Someone else expressed a concern for the poor performance who are not benefiting from the high prices. Well, they know that selling out quickly has value that helps them further their brand. How do I know this? They could always charge more if they wanted to do so.
The Yankees were tired of scalpers getting so much money for their tickets so they jacked prices up like crazy a few years back. There was no one buying those seats and it looked creepy watching the games on television. I think they did the right thing to maximize their profits by making the prices reflect the real value. But they went to far in what they though the tickets were worth and they paid the price both in revenues and in PR (because everyone noticed it).
DD,
I don’t think that Allan’s point is “good” at all. The performer sets the price of the tickets to cover his costs and make money. Whether the performance sells out due to the tickets being sold to the public at face value or whether “scalpers” or other interests buy the tickets up at face value, the performer makes the same money.
Arguable, the risk takers here are the scalpers as they buy tickets on the basis that they can sell them for more than the face value. If they buy all the tickets and the performance does not sell out, the venue has made money they wanted, the performer has made the money they wanted and the scalper is the one losing money.
Allan,
I am not sure where there is “graft or corruption.” Doesn’t the performer get the money they want from the face value of the tickets? If promoters want to steal tickets from performers and sell them, they don’t need scalpers to do so. They can just sell them on eBay, Craigslist, etc. At the end of the day, there is an accounting that says to the performer “this is the number of tickets that were sold and here is your money.” Failure to account for the tickets (ie stealing them) is different from scalping.
Gitarcarver,
The graft and corruption I refer to does not come from the actual companies who promote the event or own the venue. It is their employees, who could take a bribe to take the the tickets and sell them as a block to scalpers. The aggrieved party would be the company.
If the scalpers paid the company itself a bonus, I would agree this is not graft or corruption.
Allan,
I am not sure that you understand how controlled the tickets are in this day and age. Gone are the days in modern venues where an outside company prints tickets. Companies can tell you who bought what ticket, how and when it was paid for.

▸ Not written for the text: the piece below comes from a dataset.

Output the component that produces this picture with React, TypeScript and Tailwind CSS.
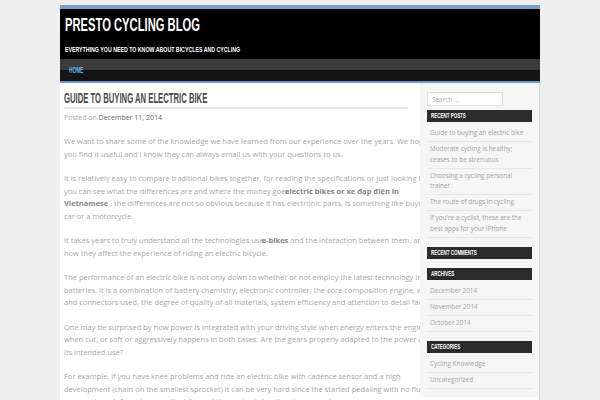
const narrow = "font-['Liberation_Sans_Narrow','Liberation_Sans',sans-serif]";

const recentPosts = [
  "Guide to buying an electric bike",
  "Moderate cycling is healthy; ceases to be strenuous",
  "Choosing a cycling personal trainer",
  "The route of drugs in cycling",
  "If you're a cyclist, these are the best apps for your iPhone",
];

const archives = ["December 2014", "November 2014", "October 2014"];
const categories = ["Cycling Knowledge", "Uncategorized"];

function WidgetTitle({ children }: { children: string }) {
  return (
    <div className="h-[12px] bg-[#2b2b2b] pl-[4px] flex items-center">
      <span className={`${narrow} block origin-left scale-x-[0.56] whitespace-nowrap text-[8px] leading-[8px] font-bold uppercase text-white`}>
        {children}
      </span>
    </div>
  );
}

function WidgetList({ items }: { items: string[] }) {
  return (
    <ul className="mt-[4px]">
      {items.map((item) => (
        <li
          key={item}
          className="border-b border-[#e6e6e6] py-[2.25px] pl-[3px] text-[6.4px] leading-[10.5px] text-[#a3a3a3]"
        >
          {item}
        </li>
      ))}
    </ul>
  );
}

export default function App() {
  return (
    <div className="min-h-screen bg-[#efefef] pt-[5px] font-['Open_Sans',sans-serif]">
      <div className="mx-auto w-[480px]">
        {/* header */}
        <div className="border-t-4 border-[#7aa0cc] bg-black h-[54px] pl-[5px] pt-[6px]">
          <div className={`${narrow} block origin-left scale-x-[0.59] whitespace-nowrap text-[19px] leading-[19px] font-bold text-white`}>
            PRESTO CYCLING BLOG
          </div>
          <div className={`${narrow} mt-[12px] block origin-left scale-x-[0.75] whitespace-nowrap text-[7px] leading-[7px] font-bold text-white`}>
            EVERYTHING YOU NEED TO KNOW ABOUT BICYCLES AND CYCLING
          </div>
        </div>
        <nav className="h-[24px] border-b-2 border-[#6c98cc] bg-[linear-gradient(to_bottom,#3c3c3c_50%,#141414_50%)] pl-[9px] flex items-center">
          <span className={`${narrow} block origin-left scale-x-[0.56] text-[8.5px] leading-[9px] font-bold text-[#5fb4e6]`}>
            HOME
          </span>
        </nav>

        {/* body */}
        <div className="flex bg-white border-r border-[#d2d2d2]">
          <main className="w-[360px] shrink-0 pl-[4px] pr-[12px] pt-[8px]">
            <h1 className={`${narrow} block origin-left scale-x-[0.55] whitespace-nowrap text-[14px] leading-[14px] font-bold text-[#4a4a4a]`}>
              GUIDE TO BUYING AN ELECTRIC BIKE
            </h1>
            <div className="mt-[2px] h-[2px] bg-[#e8e8e8]" />
            <div className="mt-[4px] text-[7px] leading-[10px] text-[#aaaaaa]">
              Posted on <span className="text-[#666]">December 11, 2014</span>
            </div>

            <div className="mt-[12px] w-[377px] text-[7.5px] leading-[12.5px] text-[#a8a8a8]">
              <p className="mb-[12px]">
                We want to share some of the knowledge we have learned from our experience over the years. We hope
                you find it useful and I know they can always email us with your questions to us.
              </p>
              <p className="mb-[12px]">
                It is relatively easy to compare traditional bikes together, for reading the specifications or just looking bikes
                you can see what the differences are and where the money goes
                <b className="-ml-[4px] text-[#858585]">electric bikes or xe đạp điện in Vietnamese</b> , the
                differences are not so obvious because it has electronic parts. Is something like buying a car or a motorcycle.
              </p>
              <p className="mb-[12px]">
                It takes years to truly understand all the technologies use<b className="-ml-[2px] text-[#858585]">e-bikes</b> and
                the interaction between them, and how they affect the experience of riding an electric bicycle.
              </p>
              <p className="mb-[12px]">
                The performance of an electric bike is not only down to whether or not employ the latest technology in
                batteries. It is a combination of battery chemistry, electronic controller, the core composition engine, wiring
                and connectors used, the degree of quality of all materials, system efficiency and attention to detail factory.
              </p>
              <p className="mb-[12px]">
                One may be surprised by how power is integrated with your driving style when energy enters the engine,
                when cut, or soft or aggressively happens in both cases. Are the gears properly adapted to the power and
                its intended use?
              </p>
              <p className="mb-[12px]">
                For example, if you have knee problems and ride an electric bike with cadence sensor and a high
                development (chain on the smallest sprocket) it can be very hard since the started pedaling with no fluidity,
                you need much force to move the bike and the engine takes time to respond.
              </p>
            </div>
          </main>

          {/* sidebar */}
          <aside className="relative w-[119px] shrink-0 self-start rounded-b-sm bg-[#f6f6f6] px-[7px] pt-[9px] pb-[8px]">
            <input
              type="text"
              placeholder="Search ..."
              className="block h-[14px] w-[76px] border border-[#dedede] bg-white px-[4px] text-[6.4px] text-[#999] placeholder:text-[#b0b0b0] outline-none"
            />
            <div className="mt-[4px]">
              <WidgetTitle>Recent Posts</WidgetTitle>
              <WidgetList items={recentPosts} />
            </div>
            <div className="mt-[9px]">
              <WidgetTitle>Recent Comments</WidgetTitle>
            </div>
            <div className="mt-[9px]">
              <WidgetTitle>Archives</WidgetTitle>
              <WidgetList items={archives} />
            </div>
            <div className="mt-[9px]">
              <WidgetTitle>Categories</WidgetTitle>
              <WidgetList items={categories} />
            </div>
          </aside>
        </div>
      </div>
    </div>
  );
}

It would be very difficult for a block of tickets to be “stolen” without it appearing on the tracking sheets for sales as there is no money for the seats.
However, assume that you have an employee of ticket company that steals the tickets and sells them to a scalper (without the money going back to the company.)
That would be a theft of property, the same as if the employee stole a case of canned corn from a grocery store.
We have laws in place that prosecute such actions and it is my opinion that we don’t need to have specific laws targeting specific businesses.
I agree that those Super Bowl tickets are expensive. I seriously considered making the six-hour drive to the big game this year, and was dissuaded by the four-and five-figure ticket prices. But I don’t agree with Mr Finkelman that those tickets were too expensive. Last night, I saw on my TV (in between the commercials) that every seat in Met Life Stadium was full.
In January 1983, I was a student at the Marshall School of Business at USC. Super Bowl XVIII was held at the Rose Bowl, which is 16 miles up the Harbor Freeway from the campus. The host committee had a few remaining seats in the upper reaches of the end zone to fill, and they quietly offered tickets a few days before the game to business-school students. I turned the offer down, because the price was way beyond my budget. That price was $75, which now seems ludicrously low. In 1983 and 2014 alike, the stadium was full of fans who were happy to pay the ticket prices, and the rest of us were able to enjoy the game on TV.